Held: The appeal was dismissed.
1. Where a contingency related directly to the value of the consideration, it might be appropriate to have regard to it in computing the value of the consideration paid. If it was related to a matter that did not bear directly upon that value, it did not follow that it had necessarily to be taken into account. In the case of Randall v Plumb [1975] 1 WLR 633 the consideration paid for the option to purchase land was not absolute, but was subject to being repaid on the happening of a certain event, and, accordingly, that contingency of repayment went directly to the value of the consideration. However, in the instant case the sum of £399,750 had been paid to the taxpayer and no part had been repaid to Mowat. The sum that had been received by the taxpayer under the agreement as consideration for the disposal, namely the grant of the option, could not be reduced because the taxpayer had paid another sum to a third party. Therefore, the sum of £90,000 was not to be taken into account in computing the consideration.
2. Paras (a) and (b) of section 32(1) were intended to deal with two different situations. Para (a) related to the acquisition cost to the taxpayer of the asset being disposed of, and, accordingly, the expenses of granting the option to purchase the land were prima facie deductible under para (a). The implementation of the obligation to obtain the release of the covenants was not a prerequisite of the option being exercised, and thus the obligation could not be said to be “wholly and exclusively incurred by [the taxpayer] in providing the [option]” for the purposes of section 32(1)(a).
3. Para (b) of section 32(1) applied to expenditure incurred on the asset to enhance its value and reflected in its state or nature at the time of the disposal. It presupposed that the asset was in existence when the expenditure was incurred and covered the situation where, after acquisition, an asset was transformed or improved, with the result that it fetched a higher price on subsequent disposal. Since the option came into existence at the same time as the obligation to obtain the release of the covenants, it could not be said to qualify as expenditure to which para (b) applied.
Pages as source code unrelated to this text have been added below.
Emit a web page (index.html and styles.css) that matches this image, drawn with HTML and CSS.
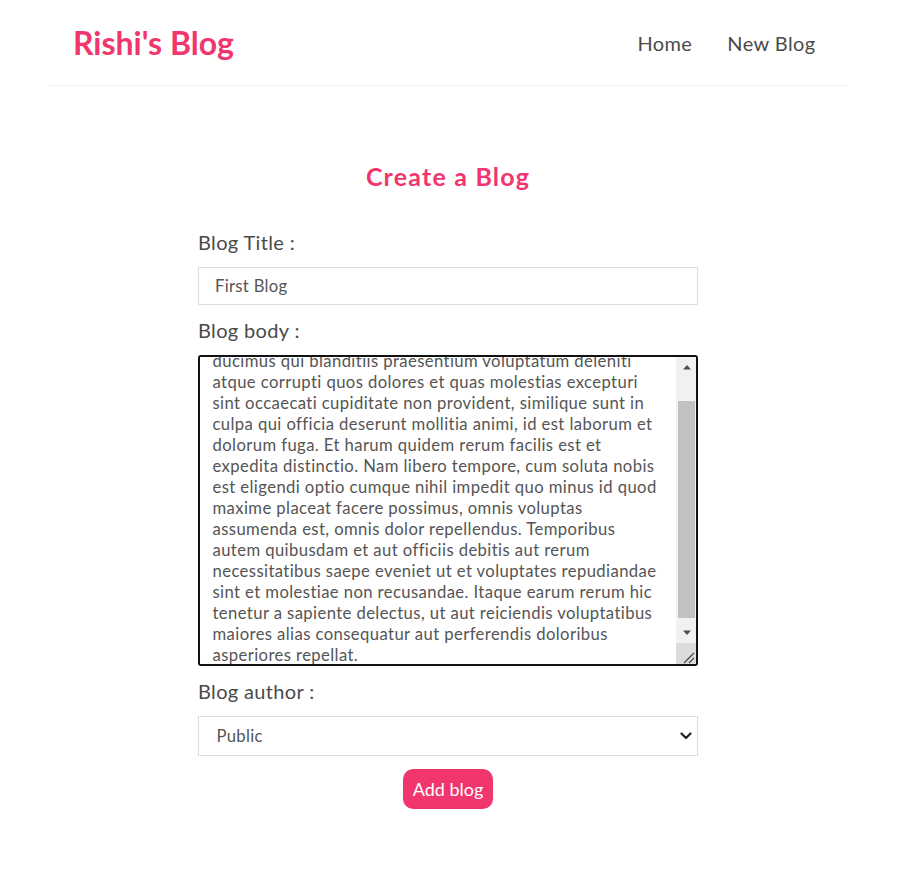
FILE: index.html
```html
<!DOCTYPE html>
<html lang="en">
<head>
<meta charset="utf-8">
<title>Rishi's Blog</title>
<link rel="stylesheet" href="styles.css">
</head>
<body>
<div class="app">
  <nav class="navbar">
    <h1 class="brand">Rishi's Blog</h1>
    <div class="links">
      <a href="#" class="nav-link">Home</a>
      <a href="#" class="nav-link">New Blog</a>
    </div>
  </nav>
  <main class="content">
    <div class="create">
      <h2 class="create-title">Create a Blog</h2>
      <form class="create-form">
        <label class="field-label">Blog Title :</label>
        <input class="field field-text" type="text" value="First Blog">
        <label class="field-label">Blog body :</label>
        <div class="body-wrap">
          <textarea class="field field-body">At vero eos et accusamus et iusto odio dignissimos
ducimus qui blanditiis praesentium voluptatum deleniti
atque corrupti quos dolores et quas molestias excepturi
sint occaecati cupiditate non provident, similique sunt in
culpa qui officia deserunt mollitia animi, id est laborum et
dolorum fuga. Et harum quidem rerum facilis est et
expedita distinctio. Nam libero tempore, cum soluta nobis
est eligendi optio cumque nihil impedit quo minus id quod
maxime placeat facere possimus, omnis voluptas
assumenda est, omnis dolor repellendus. Temporibus
autem quibusdam et aut officiis debitis aut rerum
necessitatibus saepe eveniet ut et voluptates repudiandae
sint et molestiae non recusandae. Itaque earum rerum hic
tenetur a sapiente delectus, ut aut reiciendis voluptatibus
maiores alias consequatur aut perferendis doloribus
asperiores repellat.</textarea>
          <div class="scrollbar" aria-hidden="true">
            <div class="sb-btn">
              <svg width="10" height="6" viewBox="0 0 10 6"><polygon points="1,5.5 9,5.5 5,1" fill="#505050"/></svg>
            </div>
            <div class="sb-track"><div class="sb-thumb"></div></div>
            <div class="sb-btn">
              <svg width="10" height="6" viewBox="0 0 10 6"><polygon points="1,0.5 9,0.5 5,5" fill="#505050"/></svg>
            </div>
            <div class="sb-corner">
              <svg width="19" height="21" viewBox="0 0 19 21"><path d="M8 20 L18 10 M13 20 L18 15" stroke="#444" stroke-width="1.2" fill="none"/></svg>
            </div>
          </div>
        </div>
        <label class="field-label">Blog author :</label>
        <div class="select-wrap">
          <select class="field field-select">
            <option>Public</option>
            <option>Rishi</option>
          </select>
          <svg class="select-chevron" width="12" height="8" viewBox="0 0 12 8"><path d="M1.5 1.5 L6 6 L10.5 1.5" fill="none" stroke="#222" stroke-width="2.2" stroke-linecap="round" stroke-linejoin="round"/></svg>
        </div>
        <button type="button" class="add-btn">Add blog</button>
      </form>
    </div>
  </main>
</div>
<script src="script.js"></script>
</body>
</html>
```

FILE: styles.css
```css
* {
  margin: 0;
  font-family: "Lato", "Open Sans", sans-serif;
  color: #333;
}
body {
  margin: 0 17px 0 0;
  background: #fff;
}
.navbar {
  max-width: 800px;
  box-sizing: border-box;
  margin: 0 auto;
  padding: 25px;
  display: flex;
  align-items: center;
  border-bottom: 1px solid #f2f2f2;
}
.brand {
  color: #f1356d;
  font-size: 32px;
  line-height: 35px;
  font-weight: 700;
}
.links {
  margin-left: auto;
  display: flex;
}
.nav-link {
  margin-left: 20px;
  padding: 7.5px;
  text-decoration: none;
  font-size: 20px;
  line-height: 20px;
  letter-spacing: 0.4px;
  color: #4a4a4a;
}
.content {
  max-width: 800px;
  box-sizing: border-box;
  margin: 50px auto;
  padding: 25px;
}
.create {
  max-width: 500px;
  margin: 0 auto;
}
.create-title {
  text-align: center;
  font-size: 25px;
  line-height: 31px;
  font-weight: 700;
  letter-spacing: 1.2px;
  color: #f1356d;
  margin-bottom: 37.5px;
}
.field-label {
  display: block;
  font-size: 20px;
  line-height: 25px;
  letter-spacing: 0.35px;
  color: #4a4a4a;
}
.field {
  display: block;
  width: 100%;
  box-sizing: border-box;
  margin: 12.5px 0;
  border: 1.25px solid #ddd;
  font-size: 16.67px;
  color: #555;
  background: #fff;
}
.field-text {
  height: 38px;
  padding: 7.5px 16px;
  letter-spacing: 0.3px;
}
.body-wrap {
  position: relative;
  margin: 12.5px 0;
}
.field-body {
  height: 311px;
  margin: 0;
  padding: 7.5px 24px 7.5px 12.5px;
  line-height: 21px;
  letter-spacing: 0.4px;
  border: 2px solid #111;
  border-radius: 3px;
  outline: none;
  resize: none;
}
.field-body::-webkit-scrollbar {
  display: none;
}
.scrollbar {
  position: absolute;
  top: 2px;
  right: 2px;
  bottom: 2px;
  width: 20px;
  display: flex;
  flex-direction: column;
  background: #f1f1f1;
  border-top-right-radius: 2px;
}
.sb-btn {
  height: 20px;
  display: flex;
  align-items: center;
  justify-content: center;
  padding-left: 1px;
}
.sb-track {
  flex: 1;
  padding: 24px 1px 5px 2px;
  display: flex;
}
.sb-thumb {
  flex: 1;
  background: #c1c1c1;
}
.sb-corner {
  height: 21px;
  background: #dcdcdc;
  display: flex;
}
.select-wrap {
  position: relative;
}
.field-select {
  height: 40px;
  padding: 7.5px 17.5px;
  -webkit-appearance: none;
  appearance: none;
  letter-spacing: 0.3px;
}
.select-chevron {
  position: absolute;
  right: 6px;
  top: 16px;
  pointer-events: none;
}
.add-btn {
  display: block;
  margin: 0 auto;
  background: #f1356d;
  color: #fff;
  border: 0;
  border-radius: 10px;
  padding: 10px;
  font-size: 18px;
  line-height: 20px;
  cursor: pointer;
}
```

FILE: script.js
```js
var body = document.querySelector('.field-body');
body.scrollTop = body.scrollHeight - body.clientHeight - 9;
```
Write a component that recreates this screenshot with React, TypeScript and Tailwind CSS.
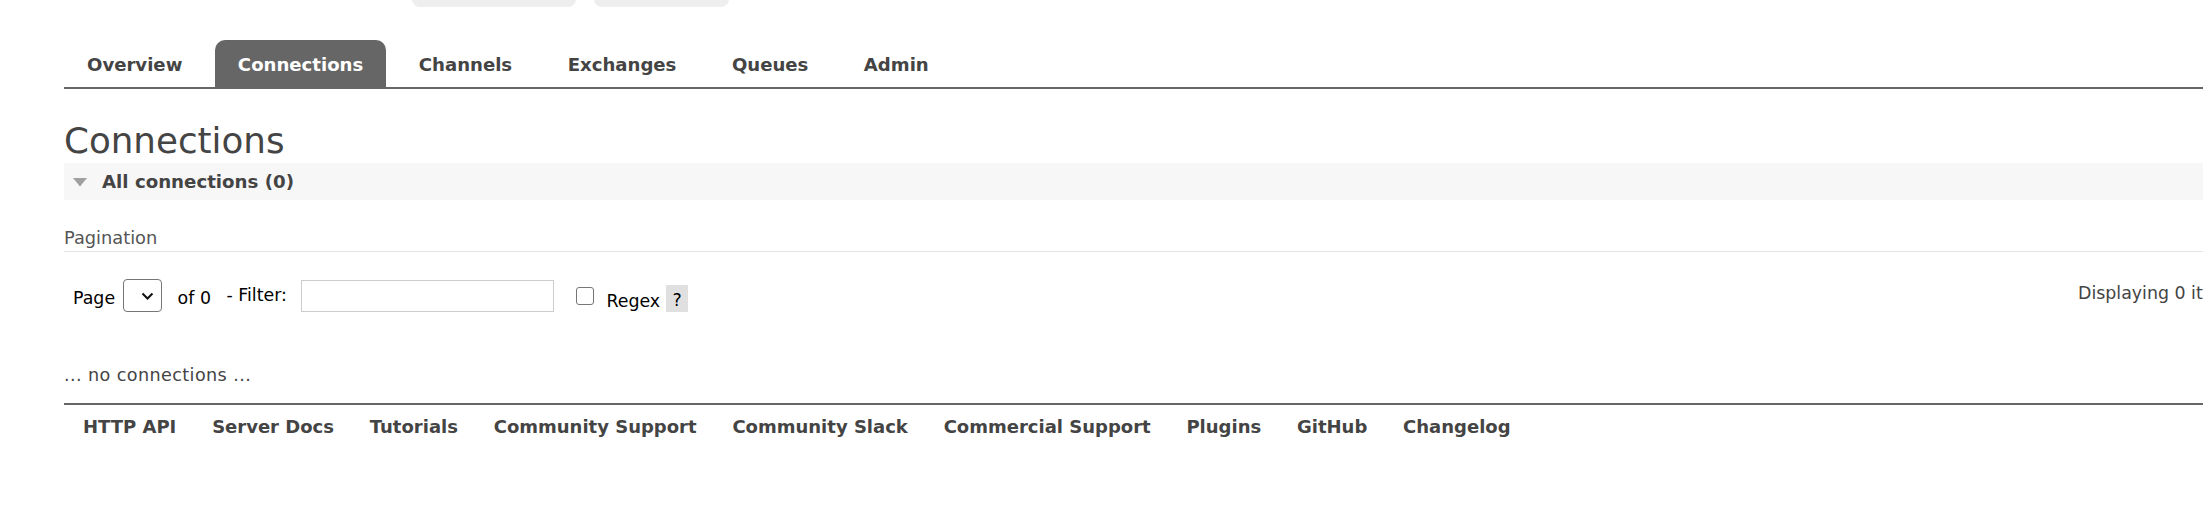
import React from "react";

const tabs = ["Overview", "Connections", "Channels", "Exchanges", "Queues", "Admin"];
const footer = [
  "HTTP API",
  "Server Docs",
  "Tutorials",
  "Community Support",
  "Community Slack",
  "Commercial Support",
  "Plugins",
  "GitHub",
  "Changelog",
];

export default function App() {
  return (
    <div
      className="w-full h-[508px] overflow-hidden bg-white text-[#444]"
      style={{ fontFamily: '"DejaVu Sans", Verdana, sans-serif' }}
    >
      {/* clipped header remnants */}
      <div className="h-[7px] overflow-hidden flex pl-[412px]">
        <div className="w-[164px] h-[30px] -mt-[23px] rounded-[8px] bg-[#eeeeee]" />
        <div className="w-[135px] h-[30px] -mt-[23px] ml-[18px] rounded-[8px] bg-[#eeeeee]" />
      </div>

      <div className="pl-[64px]">
        {/* nav */}
        <div className="mt-[33px] flex items-end border-b-2 border-[#666]">
          {tabs.map((t) => (
            <div
              key={t}
              className={
                t === "Connections"
                  ? "h-[47px] px-[23px] pt-[2px] mr-[9.5px] flex items-center rounded-t-[10px] bg-[#666] text-white font-bold text-[18.1px]"
                  : "h-[47px] px-[23px] pt-[2px] mr-[9.5px] flex items-center text-[#444] font-bold text-[18.1px]"
              }
            >
              {t}
            </div>
          ))}
        </div>

        {/* heading */}
        <h1 className="mt-[31px] text-[35.7px] leading-[42px] font-normal text-[#444]">Connections</h1>

        <div className="mt-[1px] h-[37px] bg-[#f7f7f7] flex items-center pl-[9px]">
          <svg width="14" height="9" viewBox="0 0 14 9" className="mt-[2px]">
            <polygon points="0,0 14,0 7,8.5" fill="#a0a0a0" />
          </svg>
          <span className="ml-[15px] font-bold text-[18.2px] text-[#444]">All connections (0)</span>
        </div>

        <div className="mt-[28px] text-[17.8px] leading-[20px] text-[#555] pb-[3px] border-b border-[#e2e2e2]">
          Pagination
        </div>

        {/* pagination row */}
        <div className="mt-[27px] flex items-center pl-[9px] text-[17.4px] text-black h-[33px]">
          <span className="leading-[20px] mt-[5px]">Page</span>
          <div className="ml-[7.5px] w-[39px] h-[33px] border border-[#767676] rounded-[4px] bg-white flex items-center justify-end pr-[7px]">
            <svg width="13" height="8" viewBox="0 0 13 8">
              <polyline points="1.5,1.5 6.5,6.5 11.5,1.5" fill="none" stroke="#111" strokeWidth="2" />
            </svg>
          </div>
          <span className="ml-[16px] leading-[20px] mt-[5px]">of 0</span>
          <span className="ml-[15.5px] leading-[20px] -mt-[1px]">- Filter:</span>
          <div className="ml-[14.5px] w-[253px] h-[32px] border border-[#cccccc] bg-white" />
          <div className="ml-[22px] w-[18px] h-[18px] border-[1.5px] border-[#767676] rounded-[3px] bg-white" />
          <span className="ml-[12px] leading-[20px] mt-[10px]">Regex</span>
          <div className="ml-[6px] w-[22px] h-[27px] bg-[#e0e0e0] flex items-center justify-center mt-[6px]">
            <span className="leading-[20px] mt-[2px]">?</span>
          </div>
          <div className="ml-auto w-[125px] whitespace-nowrap text-[#444] leading-[20px] -mt-[5px]">
            Displaying 0 item , page size up to:
          </div>
        </div>

        <div className="mt-[53px] text-[17.6px] tracking-[0.4px] leading-[20px] text-[#444]">
          ... no connections ...
        </div>

        {/* footer */}
        <div className="mt-[18px] border-t-2 border-[#666] pt-[11px] pl-[19px] flex gap-[35.8px] text-[18px] leading-[22px] font-bold text-[#444]">
          {footer.map((f) => (
            <span key={f}>{f}</span>
          ))}
        </div>
      </div>
    </div>
  );
}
4. However, that did not mean that there were no circumstances in which part of the £90,000 could be taken into account. If Mowat had exercised the option and paid the taxpayer the balance of the purchase price, the taxpayer might have been able to claim that £90,000 was deductible from the consideration received for the sale of the land. The fact that the land might be sold to another buyer should not alter that position. In either event, it was the land, not the option, that was the asset being disposed of for the purposes of section 32(1), and it was the value of the land that would have been enhanced by the removal of the restrictive covenants.
David Ewart and Richard Dallat (instructed by Warner Goodman & Streat, of Fareham) appeared for the appellant taxpayer; Launcelot Henderson QC (instructed by the solicitor to the Inland Revenue) appeared for the respondent.